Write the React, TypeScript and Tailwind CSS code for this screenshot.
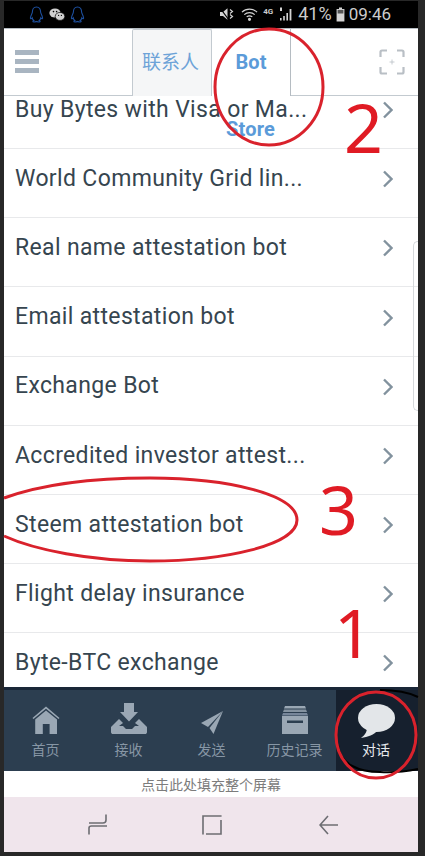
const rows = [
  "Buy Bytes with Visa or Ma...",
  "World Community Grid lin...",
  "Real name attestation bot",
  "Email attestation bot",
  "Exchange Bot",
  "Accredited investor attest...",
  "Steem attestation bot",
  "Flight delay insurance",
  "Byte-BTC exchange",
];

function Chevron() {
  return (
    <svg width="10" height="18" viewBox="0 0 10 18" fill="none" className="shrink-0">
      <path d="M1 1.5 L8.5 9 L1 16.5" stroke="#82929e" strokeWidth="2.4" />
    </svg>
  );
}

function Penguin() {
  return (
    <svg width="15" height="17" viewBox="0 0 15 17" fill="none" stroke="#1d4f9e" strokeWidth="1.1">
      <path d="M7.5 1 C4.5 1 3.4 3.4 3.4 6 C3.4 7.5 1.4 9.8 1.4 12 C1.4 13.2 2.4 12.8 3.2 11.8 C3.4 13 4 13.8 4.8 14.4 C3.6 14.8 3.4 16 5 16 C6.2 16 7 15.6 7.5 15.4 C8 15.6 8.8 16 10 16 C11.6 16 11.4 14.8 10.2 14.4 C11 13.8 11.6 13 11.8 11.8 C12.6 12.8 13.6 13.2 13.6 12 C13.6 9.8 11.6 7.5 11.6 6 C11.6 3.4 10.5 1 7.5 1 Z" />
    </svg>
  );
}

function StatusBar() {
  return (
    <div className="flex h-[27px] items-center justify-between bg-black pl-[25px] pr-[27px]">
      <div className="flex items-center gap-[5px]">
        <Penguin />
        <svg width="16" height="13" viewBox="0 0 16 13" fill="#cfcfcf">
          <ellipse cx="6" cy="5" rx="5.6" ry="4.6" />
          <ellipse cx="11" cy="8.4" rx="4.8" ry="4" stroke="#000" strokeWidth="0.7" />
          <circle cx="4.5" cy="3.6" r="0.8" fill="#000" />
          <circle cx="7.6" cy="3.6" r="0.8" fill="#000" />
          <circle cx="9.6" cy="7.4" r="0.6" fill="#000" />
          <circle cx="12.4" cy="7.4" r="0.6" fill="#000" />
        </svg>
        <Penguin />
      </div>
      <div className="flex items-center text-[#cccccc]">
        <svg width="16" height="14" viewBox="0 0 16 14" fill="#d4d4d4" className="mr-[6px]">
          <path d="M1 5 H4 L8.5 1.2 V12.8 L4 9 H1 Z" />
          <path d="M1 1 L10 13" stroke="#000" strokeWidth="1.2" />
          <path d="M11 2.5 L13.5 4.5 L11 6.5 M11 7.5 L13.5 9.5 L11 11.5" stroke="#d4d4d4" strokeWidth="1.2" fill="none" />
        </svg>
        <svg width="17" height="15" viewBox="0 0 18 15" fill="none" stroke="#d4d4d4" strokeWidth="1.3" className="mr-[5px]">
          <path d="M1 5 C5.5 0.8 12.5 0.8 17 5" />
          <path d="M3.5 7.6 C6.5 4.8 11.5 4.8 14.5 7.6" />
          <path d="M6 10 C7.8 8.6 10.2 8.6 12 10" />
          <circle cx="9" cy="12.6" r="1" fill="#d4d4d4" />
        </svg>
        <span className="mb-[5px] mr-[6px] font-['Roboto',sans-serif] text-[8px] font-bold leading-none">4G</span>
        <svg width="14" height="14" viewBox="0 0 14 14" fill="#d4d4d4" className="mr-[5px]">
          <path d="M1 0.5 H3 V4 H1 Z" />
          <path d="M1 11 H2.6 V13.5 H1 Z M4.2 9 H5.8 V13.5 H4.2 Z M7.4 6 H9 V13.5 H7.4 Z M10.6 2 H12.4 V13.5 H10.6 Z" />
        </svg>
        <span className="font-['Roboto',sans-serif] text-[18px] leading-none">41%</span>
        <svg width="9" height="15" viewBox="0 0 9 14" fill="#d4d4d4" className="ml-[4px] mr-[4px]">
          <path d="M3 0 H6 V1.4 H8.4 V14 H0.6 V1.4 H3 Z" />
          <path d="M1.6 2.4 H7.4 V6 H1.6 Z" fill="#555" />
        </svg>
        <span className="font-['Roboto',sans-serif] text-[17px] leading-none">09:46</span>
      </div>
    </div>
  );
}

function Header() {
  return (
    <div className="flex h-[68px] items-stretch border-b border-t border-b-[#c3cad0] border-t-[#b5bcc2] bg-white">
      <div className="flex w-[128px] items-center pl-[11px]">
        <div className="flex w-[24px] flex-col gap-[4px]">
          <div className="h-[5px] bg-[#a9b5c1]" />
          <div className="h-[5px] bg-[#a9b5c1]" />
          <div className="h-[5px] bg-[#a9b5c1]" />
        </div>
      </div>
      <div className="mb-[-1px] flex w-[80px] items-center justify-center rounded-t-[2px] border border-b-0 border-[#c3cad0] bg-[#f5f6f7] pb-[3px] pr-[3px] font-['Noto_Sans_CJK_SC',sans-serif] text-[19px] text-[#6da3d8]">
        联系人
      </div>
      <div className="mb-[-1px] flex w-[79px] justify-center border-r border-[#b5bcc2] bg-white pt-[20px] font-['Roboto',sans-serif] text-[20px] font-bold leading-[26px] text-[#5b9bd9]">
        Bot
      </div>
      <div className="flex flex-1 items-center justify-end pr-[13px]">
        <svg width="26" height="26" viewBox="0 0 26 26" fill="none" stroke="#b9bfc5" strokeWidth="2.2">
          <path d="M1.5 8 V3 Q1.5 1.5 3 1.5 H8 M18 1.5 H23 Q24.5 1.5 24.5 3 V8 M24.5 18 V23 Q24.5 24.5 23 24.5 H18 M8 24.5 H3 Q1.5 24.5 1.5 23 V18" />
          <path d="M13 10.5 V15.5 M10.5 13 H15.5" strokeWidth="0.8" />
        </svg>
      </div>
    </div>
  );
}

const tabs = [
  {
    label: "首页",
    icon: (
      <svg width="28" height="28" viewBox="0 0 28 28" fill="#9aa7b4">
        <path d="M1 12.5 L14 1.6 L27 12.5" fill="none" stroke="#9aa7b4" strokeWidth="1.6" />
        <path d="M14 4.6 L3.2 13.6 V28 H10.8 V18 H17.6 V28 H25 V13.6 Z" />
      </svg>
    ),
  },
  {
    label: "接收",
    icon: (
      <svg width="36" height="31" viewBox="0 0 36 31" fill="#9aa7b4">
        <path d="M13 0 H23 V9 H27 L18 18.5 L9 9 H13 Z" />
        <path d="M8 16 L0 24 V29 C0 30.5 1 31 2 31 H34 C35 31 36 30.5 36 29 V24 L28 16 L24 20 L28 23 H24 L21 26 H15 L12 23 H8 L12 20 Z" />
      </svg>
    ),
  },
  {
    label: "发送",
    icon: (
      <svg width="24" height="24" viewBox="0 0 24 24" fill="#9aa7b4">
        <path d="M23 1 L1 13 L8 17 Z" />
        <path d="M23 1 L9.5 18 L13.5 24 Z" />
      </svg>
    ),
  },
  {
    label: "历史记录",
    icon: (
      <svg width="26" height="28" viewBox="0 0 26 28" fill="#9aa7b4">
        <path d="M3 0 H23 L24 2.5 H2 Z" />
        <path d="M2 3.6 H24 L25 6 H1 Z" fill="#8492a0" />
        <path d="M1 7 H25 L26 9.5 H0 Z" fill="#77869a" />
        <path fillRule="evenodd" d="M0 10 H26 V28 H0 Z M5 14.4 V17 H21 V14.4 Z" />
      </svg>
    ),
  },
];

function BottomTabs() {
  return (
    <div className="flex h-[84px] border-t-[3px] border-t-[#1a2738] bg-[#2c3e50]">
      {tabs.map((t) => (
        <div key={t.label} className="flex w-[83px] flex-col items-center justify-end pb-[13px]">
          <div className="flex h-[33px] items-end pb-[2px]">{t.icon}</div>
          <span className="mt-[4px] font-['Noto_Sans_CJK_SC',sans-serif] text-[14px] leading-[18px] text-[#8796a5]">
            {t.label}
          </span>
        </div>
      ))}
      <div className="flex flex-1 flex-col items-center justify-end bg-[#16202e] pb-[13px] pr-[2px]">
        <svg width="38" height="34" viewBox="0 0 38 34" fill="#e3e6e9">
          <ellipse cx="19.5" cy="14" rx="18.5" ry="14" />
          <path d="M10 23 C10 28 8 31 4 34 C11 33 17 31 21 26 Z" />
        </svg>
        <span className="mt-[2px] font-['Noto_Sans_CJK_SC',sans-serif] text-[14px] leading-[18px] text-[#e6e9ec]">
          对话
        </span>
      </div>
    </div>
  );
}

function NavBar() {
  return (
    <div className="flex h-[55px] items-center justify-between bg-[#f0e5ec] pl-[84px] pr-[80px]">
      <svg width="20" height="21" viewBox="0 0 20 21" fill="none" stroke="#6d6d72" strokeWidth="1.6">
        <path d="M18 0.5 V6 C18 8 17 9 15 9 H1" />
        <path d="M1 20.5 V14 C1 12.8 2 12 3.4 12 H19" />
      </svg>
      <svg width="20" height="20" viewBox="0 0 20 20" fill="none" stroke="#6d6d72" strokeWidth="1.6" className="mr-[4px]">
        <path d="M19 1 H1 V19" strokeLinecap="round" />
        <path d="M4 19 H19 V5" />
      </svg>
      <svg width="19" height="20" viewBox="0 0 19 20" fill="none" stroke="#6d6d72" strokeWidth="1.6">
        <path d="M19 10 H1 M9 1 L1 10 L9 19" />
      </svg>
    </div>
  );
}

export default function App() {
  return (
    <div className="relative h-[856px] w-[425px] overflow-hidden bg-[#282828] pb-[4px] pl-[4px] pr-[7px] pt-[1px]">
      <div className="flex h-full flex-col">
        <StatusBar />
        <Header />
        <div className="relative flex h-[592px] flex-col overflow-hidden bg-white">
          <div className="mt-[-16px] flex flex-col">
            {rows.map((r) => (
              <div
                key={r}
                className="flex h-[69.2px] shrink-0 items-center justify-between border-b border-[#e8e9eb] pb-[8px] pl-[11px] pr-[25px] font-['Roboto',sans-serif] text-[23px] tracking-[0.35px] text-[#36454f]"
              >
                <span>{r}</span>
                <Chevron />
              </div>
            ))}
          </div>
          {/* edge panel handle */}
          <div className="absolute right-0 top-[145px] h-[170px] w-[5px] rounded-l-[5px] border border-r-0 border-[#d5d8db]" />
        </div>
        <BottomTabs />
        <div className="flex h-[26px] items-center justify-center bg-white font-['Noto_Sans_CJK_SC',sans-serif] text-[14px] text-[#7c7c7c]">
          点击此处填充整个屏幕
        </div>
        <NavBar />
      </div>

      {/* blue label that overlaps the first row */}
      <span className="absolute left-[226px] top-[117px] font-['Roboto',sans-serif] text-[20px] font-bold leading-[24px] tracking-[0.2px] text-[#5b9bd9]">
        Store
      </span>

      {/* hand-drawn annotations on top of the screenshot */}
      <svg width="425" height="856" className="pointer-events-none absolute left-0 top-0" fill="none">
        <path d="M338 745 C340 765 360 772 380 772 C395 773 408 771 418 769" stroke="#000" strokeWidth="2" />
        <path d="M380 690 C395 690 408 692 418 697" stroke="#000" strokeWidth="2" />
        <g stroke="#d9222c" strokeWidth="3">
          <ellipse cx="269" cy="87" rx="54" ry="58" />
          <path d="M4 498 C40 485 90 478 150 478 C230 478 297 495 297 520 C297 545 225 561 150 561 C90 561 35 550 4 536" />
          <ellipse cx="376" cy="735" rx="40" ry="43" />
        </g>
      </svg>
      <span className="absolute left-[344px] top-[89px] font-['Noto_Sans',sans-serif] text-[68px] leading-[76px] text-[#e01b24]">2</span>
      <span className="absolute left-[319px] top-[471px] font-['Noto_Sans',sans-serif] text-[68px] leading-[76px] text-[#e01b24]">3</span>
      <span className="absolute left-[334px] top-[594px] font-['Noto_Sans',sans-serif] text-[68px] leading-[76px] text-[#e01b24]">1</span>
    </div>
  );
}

——

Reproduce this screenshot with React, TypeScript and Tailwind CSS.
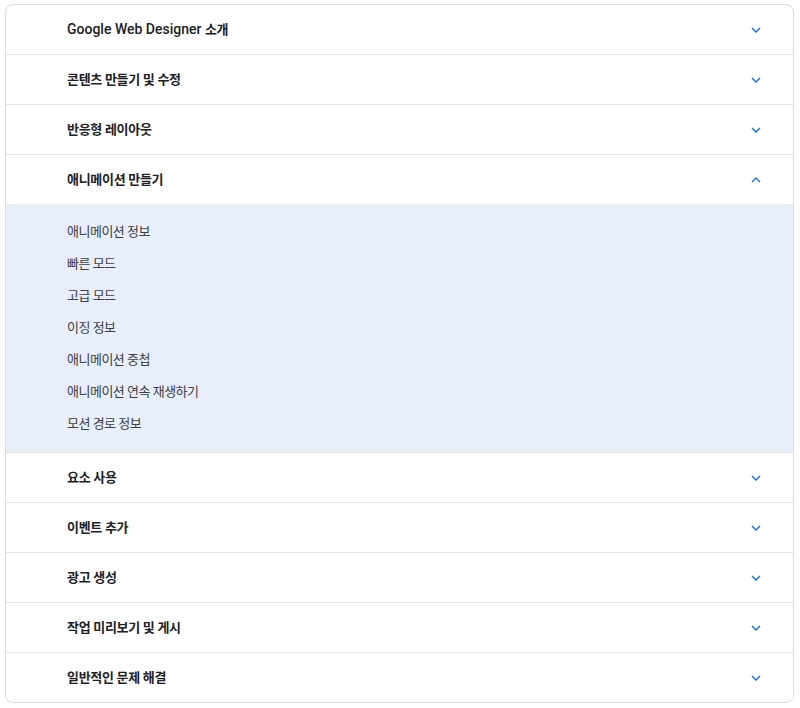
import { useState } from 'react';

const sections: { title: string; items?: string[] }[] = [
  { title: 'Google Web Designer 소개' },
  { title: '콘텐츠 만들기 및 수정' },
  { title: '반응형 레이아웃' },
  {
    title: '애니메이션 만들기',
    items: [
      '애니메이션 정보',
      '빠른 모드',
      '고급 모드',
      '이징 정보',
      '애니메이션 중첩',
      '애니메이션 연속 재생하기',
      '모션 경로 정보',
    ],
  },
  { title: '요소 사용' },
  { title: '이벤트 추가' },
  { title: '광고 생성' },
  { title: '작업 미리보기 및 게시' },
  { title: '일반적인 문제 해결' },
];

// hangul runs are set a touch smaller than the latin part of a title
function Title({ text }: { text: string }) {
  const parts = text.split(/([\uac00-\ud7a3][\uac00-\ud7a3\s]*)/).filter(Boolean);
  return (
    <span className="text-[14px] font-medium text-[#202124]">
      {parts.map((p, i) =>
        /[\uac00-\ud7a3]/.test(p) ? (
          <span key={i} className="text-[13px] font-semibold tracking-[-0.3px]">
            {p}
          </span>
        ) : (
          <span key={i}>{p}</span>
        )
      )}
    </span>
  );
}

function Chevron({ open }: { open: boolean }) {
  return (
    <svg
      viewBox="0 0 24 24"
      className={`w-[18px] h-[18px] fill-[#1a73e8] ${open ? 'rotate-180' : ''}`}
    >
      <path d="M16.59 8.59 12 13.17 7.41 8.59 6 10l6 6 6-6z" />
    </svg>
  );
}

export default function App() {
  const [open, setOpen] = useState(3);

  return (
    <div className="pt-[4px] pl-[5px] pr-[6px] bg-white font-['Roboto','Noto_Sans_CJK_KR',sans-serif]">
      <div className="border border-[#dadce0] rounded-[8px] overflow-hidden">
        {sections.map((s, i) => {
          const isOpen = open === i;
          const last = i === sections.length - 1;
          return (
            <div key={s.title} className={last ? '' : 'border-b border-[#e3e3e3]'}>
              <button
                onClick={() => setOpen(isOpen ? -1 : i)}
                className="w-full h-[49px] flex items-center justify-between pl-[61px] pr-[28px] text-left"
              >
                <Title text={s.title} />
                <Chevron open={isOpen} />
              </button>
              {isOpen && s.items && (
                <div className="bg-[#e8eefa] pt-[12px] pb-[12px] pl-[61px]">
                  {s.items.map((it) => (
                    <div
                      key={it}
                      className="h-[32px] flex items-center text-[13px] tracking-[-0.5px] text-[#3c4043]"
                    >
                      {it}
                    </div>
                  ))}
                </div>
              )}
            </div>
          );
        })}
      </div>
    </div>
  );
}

——

**Exercise requirements**
Report how many lines of the records above contain the word "with", and give only that number.

**Result**
2